Très drôle vraiment ! Un peu comme si Erasme, More et Montaigne effaçaient, de par leur seule grandeur, le scandale des guerres de religions interchrétiennes ou celui de quatre siècles de livres mis à l’Index par l’Eglise de ces catholiques, forts récents champions de la tolérance tout-terrain. Et fort récents parce que, faut-il le rappeler, fort récemment contraints à le devenir...

Les religions sont des névroses de l’humanité, disait Freud. Mais il est, n’en déplaise, névrose et névrose... Le judaïsme tend à la névrose obsessionnelle : le rite pour le rite. Au cœur du christianisme se tapit l’espoir anxieux de noyer le pulsionnel dans un indifférencié asexué : l’amour christique, cette tisane tiède... L’islam, lui, tend à rendre fou parce qu’il instaure un partage entre les sexes extraordinairement et spécifiquement pathologique : une horreur et une terreur de la femme et de sa jouissance sexuelle fantasmée comme toute-puissante.

Face à cette dernière, il ne reste d’autre solution à l’homme que l’oppression farouche de toute féminité. Oppression d’autant plus radicale qu’elle a pour fonction première de recouvrir de son voile phobique le vertige secret, intime, muet, mais omniprésent, de l’impuissance masculine et de son éternel compagnon, la répulsion-tentation de l’homosexualité latente... D’où la nécessité aussi de l’alliance érotisée et défensive des “frères” de l’islam. Devant les hallucinatoires menaces du vagin denté, la sécurité et la fuite résident dans le nombre. Ainsi, pour se protéger, l’homme musulman vit-il en banc. Comme les petits poissons...

Je hais le fait religieux en général, parce qu’il aliène l’homme en lui faisant prendre des messies pour des lanternes. Je hais l’islam en particulier, parce que l’islam est un système d’oppression tragique des deux sexes.

En attendant, en face, on s’organise. On s’organise, on planifie, on égorge et on décapite... J’entends bien qu’indiscutablement une majorité de musulmans désapprouvent ces actes. Pourtant je persiste à haïr l’islam, parce qu’en tant que système de pensée et d’être au monde il permet la guerre sainte. Il permet la charia.
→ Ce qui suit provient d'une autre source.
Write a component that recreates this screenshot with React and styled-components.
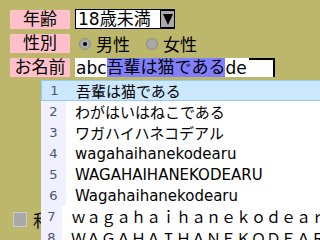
import styled, { createGlobalStyle } from 'styled-components'

const GlobalStyle = createGlobalStyle`
	html, body {
		margin: 0;
		padding: 0;
		background: #bdb76b;
	}
	body {
		font-family: "DejaVu Sans", "Noto Sans CJK JP", sans-serif;
		width: 320px;
		height: 240px;
		overflow: hidden;
	}
`

const candidates = [
	'吾輩は猫である',
	'わがはいはねこである',
	'ワガハイハネコデアル',
	'wagahaihanekodearu',
	'WAGAHAIHANEKODEARU',
	'Wagahaihanekodearu',
	'ｗａｇａｈａｉｈａｎｅｋｏｄｅａｒｕ',
	'ＷＡＧＡＨＡＩＨＡＮＥＫＯＤＥＡＲＵ',
]

const Page = styled.div`
	position: relative;
	width: 320px;
	height: 240px;
	padding: 9px 0 0 10px;
	box-sizing: border-box;
	display: flex;
	flex-direction: column;
	gap: 5px;
	overflow: hidden;
`

const Row = styled.div`
	display: flex;
	align-items: center;
	gap: 5px;
	height: ${(p) => p.h || 20}px;
`

const Label = styled.div`
	width: 60px;
	height: 19px;
	background: #ffc0cb;
	font-size: 17px;
	line-height: 19px;
	text-align: center;
	color: #000;
`

const Select = styled.div`
	display: flex;
	align-items: center;
	height: 20px;
	width: 100px;
	box-sizing: border-box;
	border: 1px solid #000;
	background: #fff;
	font-size: 17px;
	padding-left: 2px;
`

const SelectText = styled.span`
	flex: 1;
	line-height: 18px;
`

const Arrow = styled.div`
	width: 14px;
	height: 18px;
	box-sizing: border-box;
	background: #a9a9a9;
	border: 1px solid #000;
	border-right: 0;
	display: flex;
	align-items: center;
	justify-content: center;
	&::after {
		content: '';
		border-left: 5px solid transparent;
		border-right: 5px solid transparent;
		border-top: 11px solid #000;
	}
`

const RadioGroup = styled.label`
	display: flex;
	align-items: center;
	gap: 5px;
	font-size: 17px;
	margin-left: 4px;
	margin-right: 7px;
`

const Radio = styled.span`
	width: 10px;
	height: 10px;
	border-radius: 50%;
	background: #a9a9a9;
	border: 1px solid #888;
	display: flex;
	align-items: center;
	justify-content: center;
	&::after {
		content: '';
		width: 4px;
		height: 4px;
		border-radius: 50%;
		background: ${(p) => (p.checked ? '#000' : 'transparent')};
	}
`

const NameInput = styled.div`
	display: flex;
	align-items: center;
	height: 19px;
	font-size: 17px;
	background: #fff;
	padding-left: 1px;
`

const Composing = styled.span`
	background: #8080ff;
	line-height: 19px;
`

const Caret = styled.span`
	width: 26px;
	height: 19px;
	box-sizing: border-box;
	border: 2px solid #000;
	border-left: 0;
	border-bottom: 0;
	margin-left: 2px;
	background: #fff;
`

const Bottom = styled.div`
	position: absolute;
	left: 13px;
	top: 207px;
	display: flex;
	align-items: center;
	gap: 6px;
	font-size: 17px;
`

const Check = styled.span`
	width: 12px;
	height: 13px;
	background: #a9a9a9;
	border: 1px solid #ccc;
`

const Popup = styled.div`
	position: absolute;
	left: 41px;
	top: 80px;
	width: 300px;
	background: #fff;
	font-family: "DejaVu Sans", "Noto Sans CJK JP", sans-serif;
	font-size: 15px;
	color: #000;
`

const Item = styled.div`
	display: flex;
	height: 21px;
	box-sizing: border-box;
	align-items: center;
	background: ${(p) => (p.selected ? '#cce8ff' : '#fff')};
	border: ${(p) => (p.selected ? '1px solid #99c9ef' : '0')};
`

const Num = styled.span`
	width: 25px;
	align-self: stretch;
	display: flex;
	align-items: center;
	justify-content: center;
	color: #4c5670;
	font-size: 13px;
	background: ${(p) => (p.selected ? 'transparent' : '#f0f0ff')};
`

const Text = styled.span`
	padding-left: 9px;
	white-space: nowrap;
`

export default function App() {
	return (
		<>
			<GlobalStyle />
			<Page>
				<Row>
					<Label>年齢</Label>
					<Select>
						<SelectText>18歳未満</SelectText>
						<Arrow />
					</Select>
				</Row>
				<Row h={19}>
					<Label>性別</Label>
					<RadioGroup><Radio checked />男性</RadioGroup>
					<RadioGroup><Radio />女性</RadioGroup>
				</Row>
				<Row h={19}>
					<Label>お名前</Label>
					<NameInput>
						abc<Composing>吾輩は猫である</Composing>de
						<Caret />
					</NameInput>
				</Row>
				<Bottom>
					<Check />
					和
				</Bottom>
				<Popup>
					{candidates.map((c, i) => (
						<Item key={i} selected={i === 0}>
							<Num selected={i === 0}>{i + 1}</Num>
							<Text>{c}</Text>
						</Item>
					))}
				</Popup>
			</Page>
		</>
	)
}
L’égorgement et la décapitation y sont toujours présents, ne serait-ce qu’en tant que possibilité structurelle, car il est au cœur de l’islam, un topos pour cela. Tout comme la pensée tardive de Marx abrite, en son sein, la pérenne potentialité des affres des dictatures prolétariennes. Tout comme le christianisme est inextricablement, consubstantiellement vérolé d’antisémitisme...

Cette haine de l’islam, je revendique publiquement le droit de l’exprimer. Publiquement. Quitte éventuellement à transgresser, oui, les lois de la République. Car dénoncer aujourd’hui les féroces imbécillités des croyances religieuses est plus qu’un plaisir, c’est un devoir. Et un honneur. Celui de montrer qu’il est possible d’exister debout, sans béquilles et sans illusions.

En ces temps où, une nouvelle fois, la religion fait la guerre, il urge de revendiquer encore, et toujours, et hautement, la dignité supérieure de l’homme sans dieu.